Quebecor, a Montreal based communications company chaired by former PM Brian Mulroney, is set to launch the Sun TV News Network on April 18, 2011. The conservative all-news channel is hoping to replicate the success of the Fox News Network in the US, News Corporation property owned by a Rupert Murdoch.
Sun News will go beyond the headlines and to cover the full range of stories that impact our society, our democracy and our economy – using a format that has attracted viewers in Quebec, the United States and further abroad.
Why Sun News? Here’s an excerpt from their website:
Canada’s Future Home for Hard News and Straight Talk
It’s time for a change.
Canada needs a stronger, better, bolder news and information network.
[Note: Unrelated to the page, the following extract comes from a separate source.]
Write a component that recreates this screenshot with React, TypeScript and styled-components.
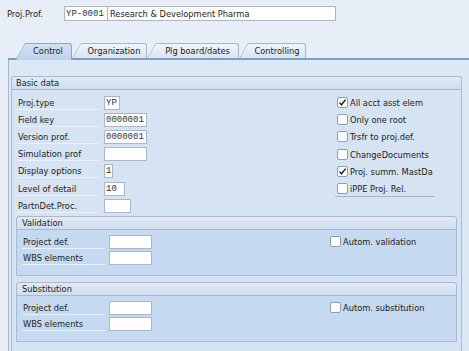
import styled, { createGlobalStyle } from "styled-components";

const GlobalStyle = createGlobalStyle`
  html, body {
    margin: 0;
    padding: 0;
    background: #e7eef7;
  }
  body {
    font-family: "DejaVu Sans Condensed", "DejaVu Sans", "Liberation Sans", sans-serif;
    font-stretch: condensed;
    font-size: 9.2px;
    color: #1c1c1c;
  }
`;

const Page = styled.div`
  display: flex;
  flex-direction: column;
  width: 469px;
  height: 351px;
  overflow: hidden;
`;

const TopBar = styled.div`
  display: flex;
  align-items: center;
  height: 15px;
  padding: 6px 0 0 7px;
`;

const TopLabel = styled.span`
  width: 57px;
`;

const Field = styled.div<{ $w: number; $mono?: boolean }>`
  box-sizing: border-box;
  width: ${(p) => p.$w}px;
  height: 14px;
  padding: ${(p) => (p.$mono ? "0 1px" : "0 2px")};
  display: flex;
  align-items: center;
  background: #ffffff;
  border: 1px solid #a9b7c8;
  font-family: ${(p) =>
    p.$mono ? '"Liberation Mono", monospace' : "inherit"};
  font-size: ${(p) => (p.$mono ? "9px" : "inherit")};
  color: ${(p) => (p.$mono ? "#333" : "inherit")};
  white-space: nowrap;
  overflow: hidden;
`;

const TopField = styled(Field)`
  height: 15px;
  & + & {
    margin-left: -1px;
  }
`;

const TabStrip = styled.div`
  display: flex;
  align-items: flex-end;
  margin: 22px 0 0 8px;
  padding-left: 7px;
  height: 15px;
  border-bottom: 2px solid #7c9ec8;
`;

const Tab = styled.div<{ $active?: boolean; $w: number }>`
  position: relative;
  box-sizing: border-box;
  width: ${(p) => p.$w}px;
  height: 15px;
  padding-left: 9px;
  display: flex;
  align-items: center;
  justify-content: center;
  z-index: ${(p) => (p.$active ? 2 : 1)};

  &::before,
  &::after {
    content: "";
    position: absolute;
    top: 0;
    bottom: ${(p) => (p.$active ? "-2px" : "0")};
    background: ${(p) =>
      p.$active
        ? "linear-gradient(#d3e2f4, #bdd2eb)"
        : "linear-gradient(#f0f5fa, #d9e4f0)"};
    border-top: 1px solid ${(p) => (p.$active ? "#8ba7ca" : "#a2b6ce")};
  }

  &::before {
    left: 10px;
    right: 0;
    border-right: 1px solid ${(p) => (p.$active ? "#8ba7ca" : "#a2b6ce")};
    border-top-right-radius: 3px;
  }

  &::after {
    left: 0;
    width: 14px;
    border-left: 1px solid ${(p) => (p.$active ? "#8ba7ca" : "#a2b6ce")};
    border-top-left-radius: 2px;
    transform-origin: bottom left;
    transform: skewX(-30deg);
  }

  span {
    position: relative;
    z-index: 1;
  }
`;

const Panel = styled.div`
  flex: 1;
  margin-left: 8px;
  padding: 16px 7px 0 2px;
  background: #dde8f5;
  border-left: 1px solid #a3b7cf;
  display: flex;
  flex-direction: column;
`;

const Group = styled.div<{ $tone: "light" | "dark"; $open?: boolean }>`
  display: flex;
  flex-direction: column;
  flex: ${(p) => (p.$open ? 1 : "none")};
  background: ${(p) => (p.$tone === "light" ? "#d5e3f3" : "#c5d9f0")};
  border: 1px solid #a7bad1;
  border-bottom: ${(p) => (p.$open ? "none" : "1px solid #a7bad1")};
  border-radius: 3px 3px 0 0;
`;

const GroupHeader = styled.div<{ $indent: number }>`
  height: 12px;
  line-height: 12px;
  padding-left: ${(p) => p.$indent}px;
  background: linear-gradient(#e2eaf5, #d0ddee);
  border-bottom: 1px solid #a7bad1;
  border-radius: 3px 3px 0 0;
`;

const GroupBody = styled.div<{ $pad: string }>`
  display: flex;
  padding: ${(p) => p.$pad};
`;

const FieldColumn = styled.div<{ $w: number }>`
  width: ${(p) => p.$w}px;
  display: flex;
  flex-direction: column;
`;

const Row = styled.div<{ $h: number }>`
  display: flex;
  align-items: center;
  height: ${(p) => p.$h}px;
`;

const Label = styled.span<{ $w: number }>`
  box-sizing: border-box;
  width: ${(p) => p.$w}px;
  height: 14px;
  line-height: 13px;
  margin-right: 4px;
  padding-left: 1px;
  border-bottom: 1px solid #eaf1fa;
`;

const CheckColumn = styled.div`
  display: flex;
  flex-direction: column;
`;

const CheckRow = styled.label<{ $h: number; $rule?: boolean }>`
  position: relative;
  display: flex;
  align-items: center;
  gap: 2px;
  height: ${(p) => p.$h}px;
  &::after {
    content: "";
    display: ${(p) => (p.$rule ? "block" : "none")};
    position: absolute;
    left: -2px;
    width: 100px;
    bottom: 0;
    border-bottom: 1px solid #a8b6c6;
  }
`;

const Box = styled.span`
  box-sizing: border-box;
  width: 11px;
  height: 11px;
  background: #ffffff;
  border: 1px solid #8d9fb5;
  border-radius: 2px;
  display: flex;
  align-items: center;
  justify-content: center;
`;

const SubGroups = styled.div`
  display: flex;
  flex-direction: column;
  gap: 6px;
  margin: 2px 4px 0 4px;
`;

function Check({ on }: { on?: boolean }) {
  return (
    <Box>
      {on && (
        <svg width="9" height="9" viewBox="0 0 9 9">
          <path
            d="M1.5 4.6 L3.5 6.8 L7.6 1.6"
            fill="none"
            stroke="#1e1e1e"
            strokeWidth="1.4"
          />
        </svg>
      )}
    </Box>
  );
}

const basic: [string, number, string][] = [
  ["Proj.type", 16, "YP"],
  ["Field key", 43, "0000001"],
  ["Version prof.", 43, "0000001"],
  ["Simulation prof", 43, ""],
  ["Display options", 9, "1"],
  ["Level of detail", 21, "10"],
  ["PartnDet.Proc.", 27, ""],
];

const flags: [string, boolean][] = [
  ["All acct asst elem", true],
  ["Only one root", false],
  ["Trsfr to proj.def.", false],
  ["ChangeDocuments", false],
  ["Proj. summ. MastDa", true],
  ["iPPE Proj. Rel.", false],
];

const tabs: [string, number][] = [
  ["Control", 57],
  ["Organization", 75],
  ["Plg board/dates", 92],
  ["Controlling", 67],
];

function RuleGroup({ title, check }: { title: string; check: string }) {
  return (
    <Group $tone="dark">
      <GroupHeader $indent={5}>{title}</GroupHeader>
      <GroupBody $pad="3px 0 9px 5px">
        <FieldColumn $w={308}>
          <Row $h={16.5}>
            <Label $w={83}>Project def.</Label>
            <Field $w={43} />
          </Row>
          <Row $h={16.5}>
            <Label $w={83}>WBS elements</Label>
            <Field $w={43} />
          </Row>
        </FieldColumn>
        <CheckColumn>
          <CheckRow $h={16.5}>
            <Check />
            {check}
          </CheckRow>
        </CheckColumn>
      </GroupBody>
    </Group>
  );
}

export default function App() {
  return (
    <Page>
      <GlobalStyle />
      <TopBar>
        <TopLabel>Proj.Prof.</TopLabel>
        <TopField $w={44} $mono>
          YP-0001
        </TopField>
        <TopField $w={229}>Research &amp; Development Pharma</TopField>
      </TopBar>

      <TabStrip>
        {tabs.map(([name, w], i) => (
          <Tab key={name} $w={w} $active={i === 0}>
            <span>{name}</span>
          </Tab>
        ))}
      </TabStrip>

      <Panel>
        <Group $tone="light" $open>
          <GroupHeader $indent={4}>Basic data</GroupHeader>
          <GroupBody $pad="4px 0 0 5px">
            <FieldColumn $w={320}>
              {basic.map(([label, w, value]) => (
                <Row key={label} $h={17.2}>
                  <Label $w={83}>{label}</Label>
                  <Field $w={w} $mono>
                    {value}
                  </Field>
                </Row>
              ))}
            </FieldColumn>
            <CheckColumn>
              {flags.map(([label, on], i) => (
                <CheckRow key={label} $h={17.2} $rule={i === flags.length - 1}>
                  <Check on={on} />
                  {label}
                </CheckRow>
              ))}
            </CheckColumn>
          </GroupBody>
          <SubGroups>
            <RuleGroup title="Validation" check="Autom. validation" />
            <RuleGroup title="Substitution" check="Autom. substitution" />
          </SubGroups>
        </Group>
      </Panel>
    </Page>
  );
}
One that matches hard-hitting, fast, investigative news with insightful, colourful, and clear commentary. One that keeps us informed minute-by-minute, hour-by-hour, with the most trusted names in journalism. One that replaces the same old talking heads with more voices, new voices.
Canada is calling out for a news leader we can be proud of. It’s time for a new choice, a new voice, a new genre, a new Information & Analysis specialty service for Canadians.
Hard News and Straight TalkSun News will go beyond the headlines and to cover the full range of stories that impact our society, our democracy and our economy – using a format that has attracted viewers in Quebec, the United States and further abroad.
All news specialty services play a vital role in keeping Canadians well informed on a minute-by-minute, hour-by-hour basis and ensuring that news coverage is both broad and deep. However, being well informed means more than being exposed to dry news.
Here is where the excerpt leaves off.